Tuesday, May 4, 2010

Women, Performance, & Role Reversal

During the early 19th century women were respected only if they maintained their domesticated roles which men imposed upon them. At this point in time women were for the most part expected to remain traditional housewives who cared for the children, kept house, did not question the authority of the husband (or any man for that matter), and women were considered low-class if they procured a job to support themselves or members of their family. In the 18th century, the “proper” woman would read and write literature and poetry because those pastimes did not interfere with their fragile selves and further reestablished their nurturing role.

Given the role and expectations of women in the 19th century, it is not surprising then that women who assumed the career of an actress were proscribed by law and excommunicated by the church. The reason for this is that women were expected to maintain their innocence and virtue. When a woman thrust herself upon stage she was seen as exposing herself for an audience and therefore being an actress was considered similar to that of a prostitute; furthermore a dishonorable profession for a female but an accepted and respected occupation for a male.

However, early professional actress-readers were considered a more palatable occupation for women because they did not wear costumes which revealed alternate personas and they would sit round a table and read to the audience much like a woman would do for her children.

I am very interested in the way society has changed over the last three centuries. We have seen a shift from the expectations that women protect their frail image and innocence to contemporary expectations that women bare all on the big screen or else they will be regarded in a negative light. It seems to me that in the past women were looked down upon if they objectified their bodies but now women actresses are expected to objectify their bodies simply for the pleasure and entertainment of others.

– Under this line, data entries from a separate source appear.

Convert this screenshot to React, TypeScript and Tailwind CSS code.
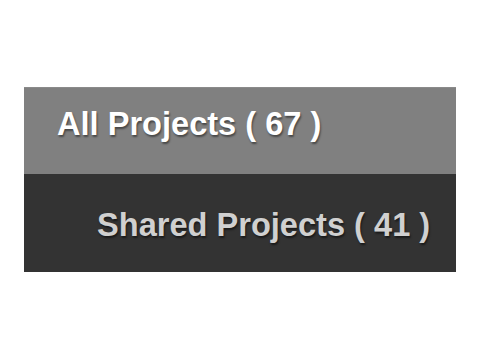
export default function App() {
  return (
    <div className="w-[480px] h-[360px] bg-white pt-[87px] pl-[24px]" style={{ fontFamily: '"Liberation Sans", Arial, sans-serif' }}>
      <div className="w-[432px] flex flex-col">
        <div className="h-[87px] bg-[#808080] border-t border-[#8a8a8a] flex items-center pl-[33px] pb-[13px]">
          <span className="text-[32.6px] leading-none font-bold text-white [text-shadow:1px_2px_2px_rgba(0,0,0,0.45)]">All Projects ( 67 )</span>
        </div>
        <div className="h-[98px] bg-[#333333] flex items-center pl-[73px] pt-[5px]">
          <span className="text-[32.6px] leading-none font-bold text-[#d0d0d0] [text-shadow:1px_2px_2px_rgba(0,0,0,0.5)]">Shared Projects ( 41 )</span>
        </div>
      </div>
    </div>
  );
}
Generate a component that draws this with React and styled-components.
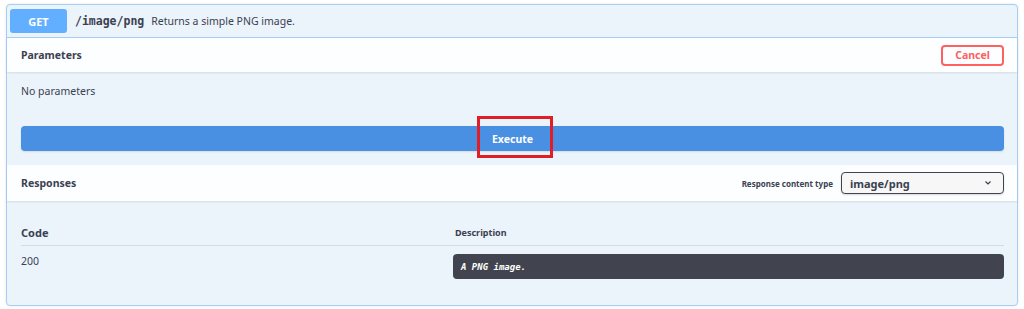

Blog # 4 Anna Cora Mowatt and the performance of mesmerism

A mid-nineteenth century public reader, actress, playwright, and author, Anna Cora Mowatt, has been deemed the first “lady elocutionist” because she established a career as a public reader without having previously been an actress. Anna Cora Mowatt ended her public career as a public reader due to a deliberating respiratory disease. In her search for comfort and cure, Anna began a treatment regimen called “mesmerism.” Mowatt provided a detailed description of her experience with mesmerism in her autobiography. Within Anna’s description of her experience of mesmerism, she claims to have unwittingly portrayed an alternate persona which called herself “the Gypsy.” According to Taylor (2009) who authored The Lady Actress, Anna’s Gypsy character served as a way in which she could break the Victorian social constraints and strict rules that smothered women. When Anna would undergo mesmerism, she could break away from the repressive behavioral norms imposed upon upper-class American women without gaining the negative social stigma that would normally be placed upon a person who behaved they way she did. Of course, only a few of Anna’s closest friends were privileged enough to observe her private performance in which “The Gypsy” wrote poems, told fantastic stories, and who regularly engaged in debates concerning philosophy and religion, which would have been extremely unacceptable for a woman in the Victorian era.


Mesmerism in the 1900’s would be a similar phenomena to modern day hypnosis. Hypnosis has been regarded as a social phenomenon in which the participant undergoes an altered state of consciousness, similar to sleep. Hypnosis often involves an audience and performers wherein the hypnotist is seemingly endowed with the ability to alter individual levels of consciousness. The participant then performs for the audience and breaks social norms which they reportedly do not remember. When a person underwent a mesmerized state they reportedly transcended into an altered consciousness to a state of heightened spirituality. Anna performed for a small private audience of close friends similar to the more public performances of modern day hypnotism in both cases the participant breaks social norms.